If you have been a member of a community of faith for a long time, particularly in the American South, you may have heard of conversion therapy. This practice, frequently undertaken not by licensed mental health professionals (as one would expect therapy to be) but rather by religious leaders hoping to promote compliance with their own agendas, has many harmful outcomes for the LGBTQIA+ people who undergo it.
It is humbling when those who have survived conversion therapy find the forgiveness and grace to still pursue God and become a member of a church again. When this happens, it's important to be educated and trustworthy. Understanding the downfalls and effects this damaging practice often has on people can help leaders make the church a safer, more welcoming place.
Conversion therapy is a broad term that applies to any program that tries to convince LGBTQIA+ people to renounce their sexual identities. These attempts to alter others are branded under the guise of many other names:
- Reparative therapy
- Sexuality counseling
- Sexual wholeness support
- Sexual reorientation
- Sexual Attraction Fluidity Exploration in Therapy (SAFE-T)
These terms are designed to sound helpful. This can lull those who are already experiencing some cognitive dissonance between their conservative beliefs and their personal attractions into believing the programs are safe places to resolve their inner conflict. Unfortunately, the sessions often have the opposite effect, inspiring even more despair when it becomes clear to participants that who they really are is not who they are told they should be. These practices often prey on feelings of self-loathing without offering a feasible solution, thus failing to provide the healing they promise and leading to more damage.
Damaging Mental Health
Conversion therapy has been discredited by the American Psychological Association, the American Academy of Child and Adolescent Psychiatry, the American Medical Association, the American Association for Marriage and Family Therapy and many other respected institutions. Because LGBTQIA+ identities are positive variations along the sexuality spectrum, there is no need to repair them. Trying to do so can result in significant damage to mental health.

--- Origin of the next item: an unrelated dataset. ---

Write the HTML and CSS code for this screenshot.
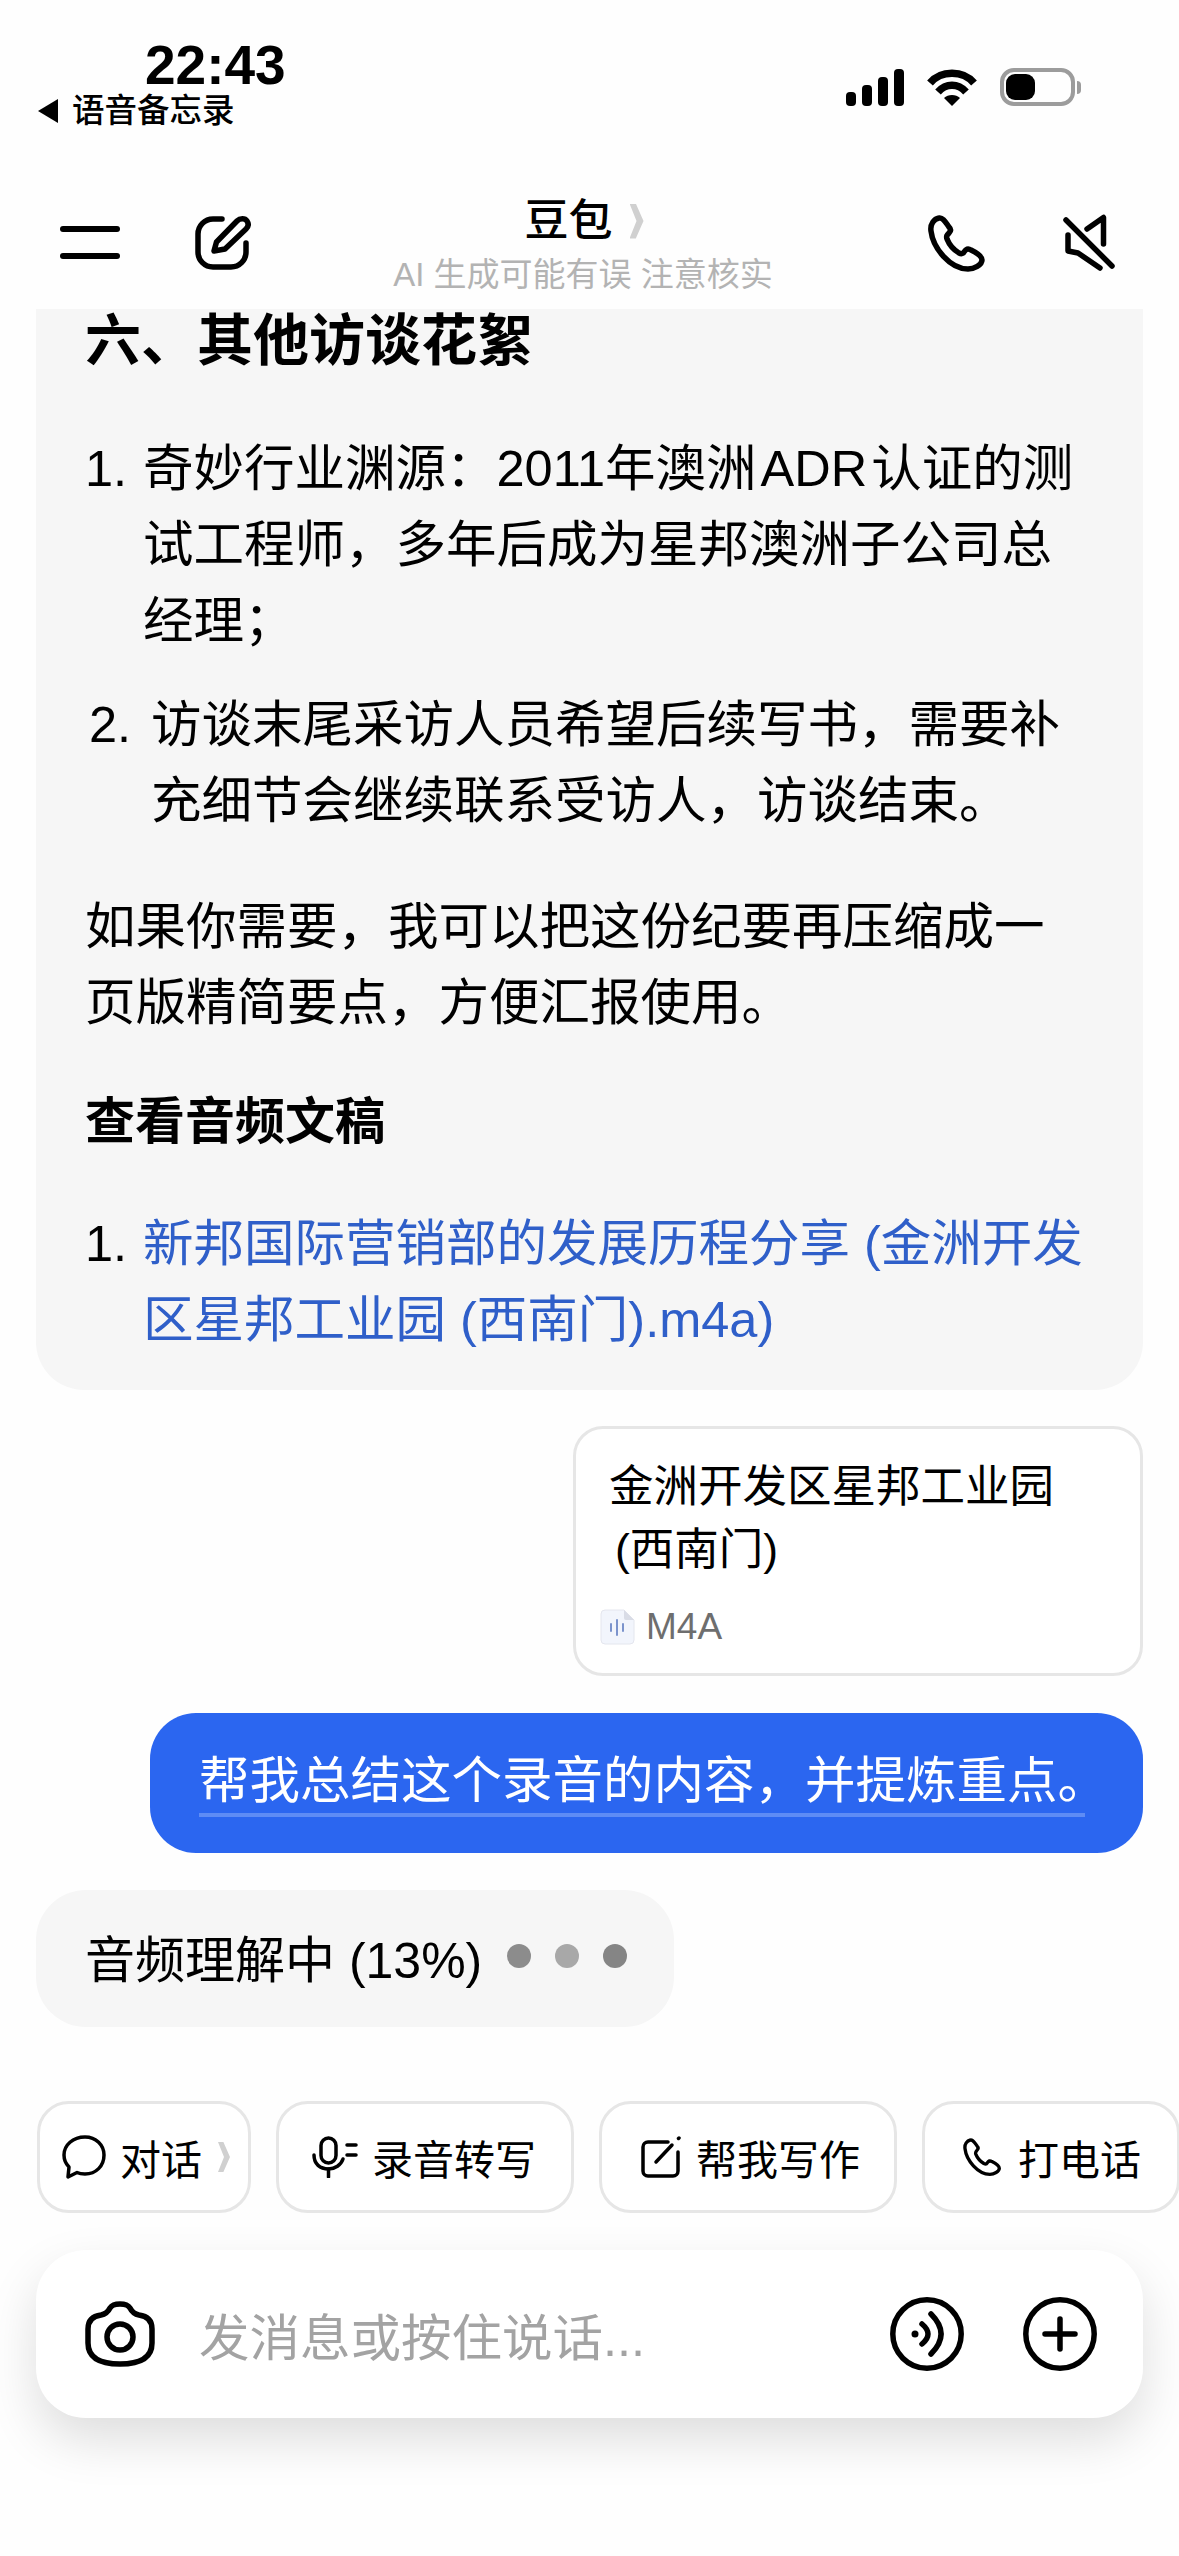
FILE: index.html
```html
<!DOCTYPE html>
<html lang="zh">
<head>
<meta charset="utf-8">
<title>豆包</title>
<link rel="stylesheet" href="styles.css">
</head>
<body>
<div class="app">
  <div class="status">
    <div class="status-left">
      <div class="time">22:43</div>
      <div class="back"><span class="back-tri"></span><span>语音备忘录</span></div>
    </div>
    <div class="status-right">
      <svg class="signal" width="58" height="37" viewBox="0 0 58 37"><rect x="0" y="23" width="10" height="14" rx="4"/><rect x="16" y="16" width="10" height="21" rx="4"/><rect x="32" y="8" width="10" height="29" rx="4"/><rect x="48" y="0" width="10" height="37" rx="4"/></svg>
      <svg class="wifi" width="50" height="37" viewBox="0 0 50 37"><path d="M3 14C14 1 36 1 47 14" fill="none" stroke="#000" stroke-width="7.500"/><path d="M11 23C19 14 31 14 39 23" fill="none" stroke="#000" stroke-width="7.500"/><path d="M25 37L17 29C21 25 29 25 33 29Z"/></svg>
      <div class="battery"><div class="battery-fill"></div></div>
      <div class="battery-nub"></div>
    </div>
  </div>

  <div class="nav">
    <div class="nav-left">
      <div class="menu"><span></span><span></span></div>
      <svg class="edit" width="56" height="54" viewBox="0 0 56 54" fill="none" stroke="#000" stroke-width="5.500" stroke-linejoin="round" stroke-linecap="round"><path d="M27 3H18A15 15 0 0 0 3 18V36A15 15 0 0 0 18 51H36A15 15 0 0 0 51 36V27"/><path d="M19 35L21.500 26L42 5C45 2 50 2 52 5C54 8 53 11 51 13L30 33Z"/></svg>
    </div>
    <div class="nav-center">
      <div class="title"><span>豆包</span><span class="chev"></span></div>
      <div class="sub">AI 生成可能有误 注意核实</div>
    </div>
    <div class="nav-right">
      <svg class="phone" width="58" height="58" viewBox="0 0 58 58" fill="none" stroke="#000" stroke-width="5.500" stroke-linejoin="round"><path d="M11 3C6 4 2 9 3 16C5 33 22 54 40 54C46 54 54 50 54 45C54 41 47 37 43 35C40 33 38 34 36 37C35 39 33 39 31 38C26 35 21 29 19 24C18 21 19 20 21 18C23 16 23 14 21 12C18 8 15 2 11 3Z"/></svg>
      <svg class="mute" width="52" height="58" viewBox="0 0 52 58" fill="none" stroke="#000" stroke-width="5.500" stroke-linejoin="round" stroke-linecap="round"><path d="M24 15L40.500 3.500V30" /><path d="M5 21V37L15 39L37 54"/><path d="M3 6L49 52"/></svg>
    </div>
  </div>

  <div class="thread">
    <div class="answer">
      <h2 class="h-first">六、其他访谈花絮</h2>
      <div class="li li-a"><span class="num">1.</span><p>奇妙行业渊源：2011年澳洲<span class="ltn">ADR</span>认证的测<br>试工程师，多年后成为星邦澳洲子公司总<br>经理；</p></div>
      <div class="li li-b"><span class="num">2.</span><p>访谈末尾采访人员希望后续写书，需要补<br>充细节会继续联系受访人，访谈结束。</p></div>
      <p class="para">如果你需要，我可以把这份纪要再压缩成一<br>页版精简要点，方便汇报使用。</p>
      <h3 class="h-sub">查看音频文稿</h3>
      <div class="li li-c"><span class="num">1.</span><p class="link">新邦国际营销部的发展历程分享 (金洲开发<br>区星邦工业园 (西南门).m4a)</p></div>
    </div>

    <div class="file">
      <div class="file-name">金洲开发区星邦工业园<br><span class="file-name-2">(西南门)</span></div>
      <div class="file-meta">
        <svg width="35" height="36" viewBox="0 0 35 36"><path d="M5 1H24L34 11V31A4 4 0 0 1 30 35H5A4 4 0 0 1 1 31V5A4 4 0 0 1 5 1Z" fill="#f2f5fc" stroke="#e4e6ee"/><path d="M24 1L34 11H26A2 2 0 0 1 24 9Z" fill="#d9dce6"/><path d="M11 15V22M17 11V26M23 15V22" stroke="#7b93cc" stroke-width="2" stroke-linecap="round"/></svg>
        <span>M4A</span>
      </div>
    </div>

    <div class="ask"><span class="ask-text">帮我总结这个录音的内容，并提炼重点。</span></div>

    <div class="progress">
      <span class="progress-text">音频理解中 (13%)</span>
      <span class="dots"><i class="d1"></i><i class="d2"></i><i class="d3"></i></span>
    </div>
  </div>

  <div class="chips">
    <div class="chip chip-1">
      <svg width="44" height="44" viewBox="0 0 44 44" fill="none" stroke="#000" stroke-width="3.500" stroke-linejoin="round"><path d="M23 2C11 2 2 10 2 20C2 25 4 29 7 32L6 42L15 37.500C17 38.500 20 39 23 39C34 39 42 31 42 20C42 10 34 2 23 2Z"/></svg>
      <span>对话</span><span class="chev chev-sm"></span>
    </div>
    <div class="chip chip-2">
      <svg width="46" height="42" viewBox="0 0 46 42" fill="none" stroke="#000" stroke-width="3.500" stroke-linecap="round"><rect x="9" y="2" width="15" height="25" rx="7.500"/><path d="M2 19C2 28 8 33 16.500 33C23 33 29 29 31 23"/><path d="M16.500 33V41"/><path d="M35 9H44M35 19H44"/></svg>
      <span>录音转写</span>
    </div>
    <div class="chip chip-3">
      <svg width="41" height="42" viewBox="0 0 41 42" fill="none" stroke="#000" stroke-width="3.500" stroke-linecap="round" stroke-linejoin="round"><path d="M28 6H8A5 5 0 0 0 3 11V35A5 5 0 0 0 8 40H33A5 5 0 0 0 38 35V16"/><path d="M16 26L32 9"/><path d="M39 2L38.500 2.500"/></svg>
      <span>帮我写作</span>
    </div>
    <div class="chip chip-4">
      <svg width="39" height="39" viewBox="0 0 58 58" fill="none" stroke="#000" stroke-width="5" stroke-linejoin="round"><path d="M11 3C6 4 2 9 3 16C5 33 22 54 40 54C46 54 54 50 54 45C54 41 47 37 43 35C40 33 38 34 36 37C35 39 33 39 31 38C26 35 21 29 19 24C18 21 19 20 21 18C23 16 23 14 21 12C18 8 15 2 11 3Z"/></svg>
      <span>打电话</span>
    </div>
  </div>

  <div class="input">
    <svg class="camera" width="70" height="66" viewBox="0 0 70 66" fill="none" stroke="#000" stroke-width="5.500" stroke-linejoin="round"><path d="M35 3C29 3 27 4 25 7C23 11 21 13 16 14C8 15 3 19 3 28V42C3 56 14 63 35 63C56 63 67 56 67 42V28C67 19 62 15 54 14C49 13 47 11 45 7C43 4 41 3 35 3Z"/><circle cx="35" cy="36" r="13"/></svg>
    <div class="placeholder">发消息或按住说话...</div>
    <svg class="round" width="74" height="74" viewBox="0 0 74 74" fill="none" stroke="#000" stroke-width="5.500" stroke-linecap="round"><circle cx="37" cy="37" r="34.200"/><circle cx="25" cy="37" r="3.500" fill="#000" stroke="none"/><path d="M32 27Q44 37 32 47"/><path d="M41 17Q61 37 41 57"/></svg>
    <svg class="round" width="74" height="74" viewBox="0 0 74 74" fill="none" stroke="#000" stroke-width="5.500" stroke-linecap="round"><circle cx="37" cy="37" r="34.200"/><path d="M37 22V52M22 37H52"/></svg>
  </div>
</div>
</body>
</html>
```
FILE: styles.css
```css
* { box-sizing: border-box; }
html, body { margin: 0; padding: 0; background: #fff; }
body { font-family: "Liberation Sans", "Noto Sans CJK SC", sans-serif; color: #000; }
p, h2, h3 { margin: 0; }
.app { width: 1179px; height: 2556px; overflow: hidden; display: flex; flex-direction: column; background: #fefefe; }

.status { height: 190px; padding: 38px 98px 0 38px; display: flex; justify-content: space-between; align-items: flex-start; flex: none; }
.status-left { display: flex; flex-direction: column; }
.time { font-weight: 700; font-size: 55px; line-height: 54px; margin-left: 107px; }
.back { display: flex; align-items: center; gap: 14px; font-size: 32.5px; line-height: 40px; font-weight: 500; margin-top: -1px; }
.back-tri { width: 0; height: 0; border-right: 20px solid #000; border-top: 12px solid transparent; border-bottom: 12px solid transparent; }
.status-right { display: flex; align-items: center; margin-top: 30px; }
.wifi { margin-left: 23px; }
.battery { margin-left: 23px; width: 75px; height: 38px; border: 4px solid #9c9c9c; border-radius: 14px; padding: 2px; }
.battery-fill { width: 29px; height: 100%; background: #000; border-radius: 9px; }
.battery-nub { width: 4px; height: 13px; background: #9c9c9c; border-radius: 0 4px 4px 0; margin-left: 2px; }

.nav { height: 119px; flex: none; position: relative; display: flex; justify-content: space-between; padding: 24px 64px 0 60px; }
.nav-left { display: flex; gap: 75px; align-items: flex-start; }
.menu { width: 60px; height: 33px; margin-top: 12px; display: flex; flex-direction: column; justify-content: space-between; }
.menu span { height: 6px; background: #000; border-radius: 3px; }
.edit { margin-top: 2px; }
.nav-center { position: absolute; left: 395px; top: 0; width: 376px; display: flex; flex-direction: column; align-items: center; }
.title { font-size: 44px; line-height: 56px; font-weight: 500; display: flex; align-items: center; gap: 17px; margin: 3px 0 0 2px; }
.chev { display: inline-block; width: 14px; height: 35px; background: #d0d0d0; clip-path: polygon(0 0, 45% 0, 100% 50%, 45% 100%, 0 100%, 50% 50%); }
.sub { font-size: 33px; line-height: 40px; color: #b3b3b3; margin-top: 6px; white-space: nowrap; }
.nav-right { display: flex; gap: 77px; align-items: flex-start; }
.phone { margin-top: 1px; }

.thread { flex: none; padding: 0 36px; display: flex; flex-direction: column; align-items: flex-end; }
.answer { width: 1107px; height: 1081px; background: #f6f6f6; border-radius: 0 0 48px 48px; padding: 0 49px; font-size: 50.5px; line-height: 76px; }
.h-first { font-size: 56px; line-height: 64px; font-weight: 700; }
.h-sub { font-size: 50px; line-height: 76px; font-weight: 700; margin-top: 43px; }
.li { display: flex; }
.li-a { margin-top: 58px; }
.li-a .num, .li-c .num { width: 58px; flex: none; }
.li-b { margin-top: 28px; padding-left: 4px; }
.li-b .num { width: 62px; flex: none; }
.li-c { margin-top: 46px; }
.para { margin-top: 50px; }
.link { color: #2f5fc9; }
.ltn { margin: 0 4px; }

.file { width: 570px; height: 250px; margin-top: 36px; border: 3px solid #e6e6e6; border-radius: 30px; background: #fff; padding: 26px 24px 0 24px; }
.file-name { font-size: 44.5px; line-height: 63px; padding-left: 9px; }
.file-name-2 { margin-left: 6px; }
.file-meta { display: flex; align-items: center; gap: 11px; font-size: 37px; line-height: 40px; color: #6e6e6e; margin-top: 26px; }

.ask { width: 993px; height: 140px; margin-top: 37px; background: #2b66f0; border-radius: 46px; padding: 39px 0 0 49px; color: #fff; font-size: 50.5px; line-height: 58px; }
.ask-text { display: inline-block; border-bottom: 4px solid #5e8cf5; height: 65px; width: 886px; white-space: nowrap; }

.progress { align-self: flex-start; width: 638px; height: 137px; margin-top: 37px; background: #f6f6f6; border-radius: 50px; display: flex; align-items: center; padding: 0 0 6px 49px; font-size: 50px; }
.progress-text { white-space: nowrap; }
.dots { display: flex; gap: 24px; margin-left: 25px; }
.dots i { width: 24px; height: 24px; border-radius: 50%; }
.d1 { background: #8c8c8c; }
.d2 { background: #a8a8a8; }
.d3 { background: #858585; }

.chips { height: 112px; flex: none; margin-top: 74px; padding-left: 37px; display: flex; gap: 25px; }
.chip { flex: none; height: 112px; border: 3px solid #e6e6e6; border-radius: 32px; background: #fff; display: flex; align-items: center; font-size: 41px; white-space: nowrap; }
.chip-1 { width: 214px; padding-left: 22px; gap: 14px; }
.chip-2 { width: 298px; padding-left: 33px; gap: 14px; }
.chip-3 { width: 298px; padding-left: 38px; gap: 15px; }
.chip-4 { width: 258px; padding-left: 38px; gap: 16px; }
.chev-sm { width: 12px; height: 30px; margin-left: 2px; }

.input { flex: none; width: 1107px; height: 168px; margin: 37px 0 0 36px; background: #fff; border-radius: 50px; box-shadow: 0 22px 50px rgba(0,0,0,.13); display: flex; align-items: center; padding: 0 46px 0 49px; }
.placeholder { flex: 1; margin-left: 44px; font-size: 50.5px; color: #a3a3a3; white-space: nowrap; }
.round + .round { margin-left: 59px; }
```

Depression and anxiety are already common diagnoses for those who are frequent targets of identity-based hate and violence. The experience of conversion therapy can double the chances that an LGBTQIA+ person will attempt suicide. The effects of these programs are often long-lasting and require many years of treatment to address. A good way to support survivors in your church is to make quality therapy as accessible as possible through financial support and connections with trusted professionals.
Exacerbating Social Harm
Many people who undergo conversion therapy do so under duress. They are often minors who are forced into the program by their parents or guardians. To refuse is to face homelessness and abandonment by their family. Being forced to choose between denial of self and utter estrangement from their core social support is not really a choice at all.
On-site programs pose an even greater threat of social isolation. Participants are removed from the influence of friends and any social support they have outside the home to be sequestered for the duration of the program. This alarming practice mirrors the tendency of abusers to isolate their victims from other people so that they can more fully control them. As a result, the attendees' viewpoint can become altered so that the reality in which their sexual identity is not accepted is the only one they see. Your church can combat this viewpoint with frequent assurances that they are loved - by you and by God - just the way they are.
Trying to get people to alter their sexual identities to fit a narrow subset of the human experience is harmful. Your church can play an important role in helping those who have undergone such treatment to heal.